Common mistakes that increase cost and slow modernization
- Choosing a deployment model based on internal infrastructure preference instead of warehouse and supplier operating requirements.
- Treating customization as a substitute for process design, which increases upgrade friction and vendor lock-in.
- Underestimating integration governance, especially where EDI, APIs, portals, and third-party logistics systems coexist.
- Ignoring licensing behavior at scale, particularly in environments with many warehouse users, temporary labor, or external partner access.
- Running hybrid cloud indefinitely without a target-state architecture, creating duplicated controls and support complexity.
- Assuming cloud automatically solves resilience, security, or compliance without clear ownership and tested operating procedures.
What executive decision framework works best?
A practical decision framework starts with four weighted dimensions: operational fit, economic fit, governance fit, and modernization fit. Operational fit measures support for warehouse automation, supplier connectivity, performance, and exception handling. Economic fit covers implementation cost, licensing model, support burden, and long-term TCO. Governance fit evaluates security, compliance, change control, and service accountability. Modernization fit assesses extensibility, API-first architecture, analytics readiness, AI-assisted ERP potential, and the ability to evolve without repeated replatforming.

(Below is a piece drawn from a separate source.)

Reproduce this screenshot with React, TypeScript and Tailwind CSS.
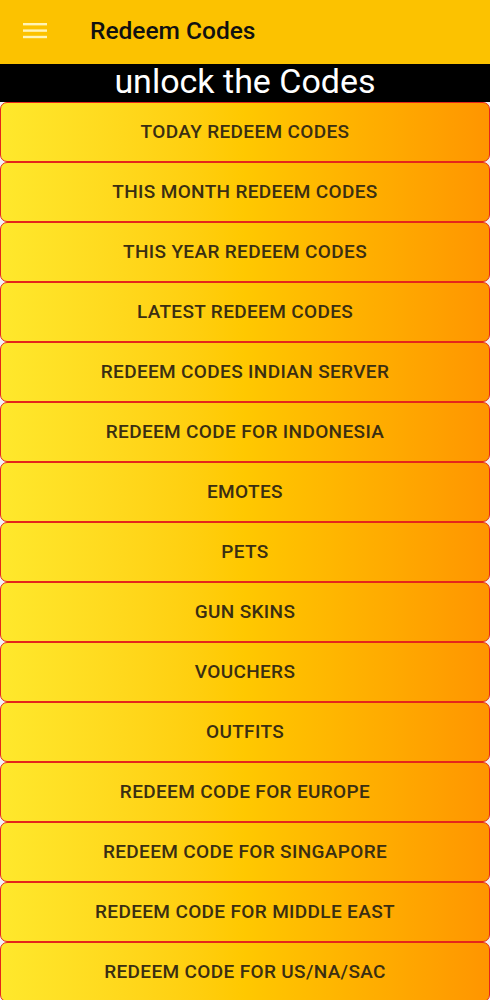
const ITEMS = [
  'TODAY REDEEM CODES',
  'THIS MONTH REDEEM CODES',
  'THIS YEAR REDEEM CODES',
  'LATEST REDEEM CODES',
  'REDEEM CODES INDIAN SERVER',
  'REDEEM CODE FOR INDONESIA',
  'EMOTES',
  'PETS',
  'GUN SKINS',
  'VOUCHERS',
  'OUTFITS',
  'REDEEM CODE FOR EUROPE',
  'REDEEM CODE FOR SINGAPORE',
  'REDEEM CODE FOR MIDDLE EAST',
  'REDEEM CODE FOR US/NA/SAC',
];

export default function App() {
  return (
    <div className="w-[490px] min-h-[1000px] bg-[#f4f4f4] font-['Roboto',sans-serif]">
      {/* Toolbar */}
      <header className="h-[64px] bg-[#fcc200] flex items-center">
        <button className="w-[70px] h-full flex items-center pl-[23px]">
          <svg width="24" height="16" viewBox="0 0 24 16" className="mt-[-3px]">
            <rect x="0" y="0" width="24" height="2.4" fill="#fff4b8" />
            <rect x="0" y="6.4" width="24" height="2.4" fill="#fff4b8" />
            <rect x="0" y="12.8" width="24" height="2.4" fill="#fff4b8" />
          </svg>
        </button>
        <h1 className="ml-[20px] text-[24.5px] font-medium text-[#111] -mt-[1px]">Redeem Codes</h1>
      </header>

      {/* Banner */}
      <div className="h-[38px] bg-black flex items-start justify-center">
        <span className="text-white text-[34px] leading-[34px]">unlock the Codes</span>
      </div>

      {/* Buttons */}
      <div className="flex flex-col">
        {ITEMS.map(item => (
          <button
            key={item}
            className="h-[60px] w-full rounded-[7px] border border-[#e5261a] bg-gradient-to-r from-[#ffe82c] via-[#ffc800] to-[#ff9500] flex items-center justify-center"
          >
            <span className="text-[19px] font-medium text-[#3a2e12] tracking-[0.35px] mt-[1px]">{item}</span>
          </button>
        ))}
      </div>
    </div>
  );
}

| Evaluation dimension | Questions executives should ask | Why it matters |
|---|---|---|
| Operational fit | Can the model support peak warehouse execution, mobile workflows, supplier exceptions, and near-real-time visibility? | This determines whether the ERP improves throughput or becomes a bottleneck |
| Economic fit | What are the three-to-five-year costs across licensing, integration, support, upgrades, and downtime risk? | This prevents underestimating the true cost of ownership |
| Governance fit | Who owns security controls, access policies, release timing, audit evidence, and recovery procedures? | This reduces operational and compliance risk |
| Modernization fit | Will the architecture support future automation, analytics, AI-assisted workflows, and partner ecosystem growth? | This protects the investment from early obsolescence |
Best-practice recommendations for partners and enterprise buyers
For most distributors, the strongest outcomes come from standardizing core processes while preserving controlled extensibility at the edges. That usually means selecting a deployment model that supports API-first integration, disciplined customization, and clear governance over warehouse and supplier workflows. Enterprises with broad partner ecosystems should pay particular attention to onboarding models, identity boundaries, and data stewardship. MSPs, system integrators, and ERP partners should also evaluate whether the platform supports white-label ERP or OEM opportunities when they need to deliver branded solutions or managed services to downstream clients.
This is where a partner-first provider can add value without forcing a one-size-fits-all answer. SysGenPro is most relevant in scenarios where organizations or channel partners need a white-label ERP platform combined with managed cloud services, controlled extensibility, and deployment flexibility aligned to business requirements. The value is not in promoting a single deployment ideology. It is in helping partners and enterprise teams design a supportable operating model that balances modernization, governance, and commercial viability.
Future trends shaping deployment choices
Over the next planning cycle, deployment decisions in distribution ERP will be shaped by three converging trends. First, AI-assisted ERP will increasingly support exception triage, demand signals, workflow prioritization, and operational decision support, which raises the importance of clean data models and integration maturity. Second, warehouse and supplier ecosystems will continue moving toward event-driven connectivity, making API-first architecture more valuable than point-to-point customization. Third, buyers will scrutinize operational resilience more closely, especially where cloud concentration risk, release dependency, and cyber exposure affect fulfillment continuity.
As a result, the most durable deployment strategies will be those that combine modernization with control: cloud where standardization creates leverage, dedicated or private environments where operational sensitivity requires it, and hybrid only as a governed transition path. The winning pattern is not the most fashionable architecture. It is the one that keeps distribution operations responsive, secure, and economically sustainable.
Executive Conclusion
Distribution ERP deployment should be decided as an operating model choice, not a hosting preference. If warehouse automation and supplier connectivity are strategic capabilities, leaders must evaluate deployment options through the lens of throughput, integration agility, governance, resilience, and long-term economics. SaaS can be highly effective for standardization and speed. Dedicated cloud and private cloud can be better for control, isolation, and specialized operational demands. Hybrid can reduce migration risk when used deliberately, while self-hosted remains viable only where internal platform maturity justifies the burden.
The best executive decision is the one that aligns architecture with business reality: process complexity, partner ecosystem needs, licensing behavior, compliance obligations, and modernization goals. Organizations that apply a disciplined evaluation methodology, quantify TCO beyond infrastructure, and govern customization carefully will be better positioned to improve warehouse performance, strengthen supplier collaboration, and protect ERP investments over time.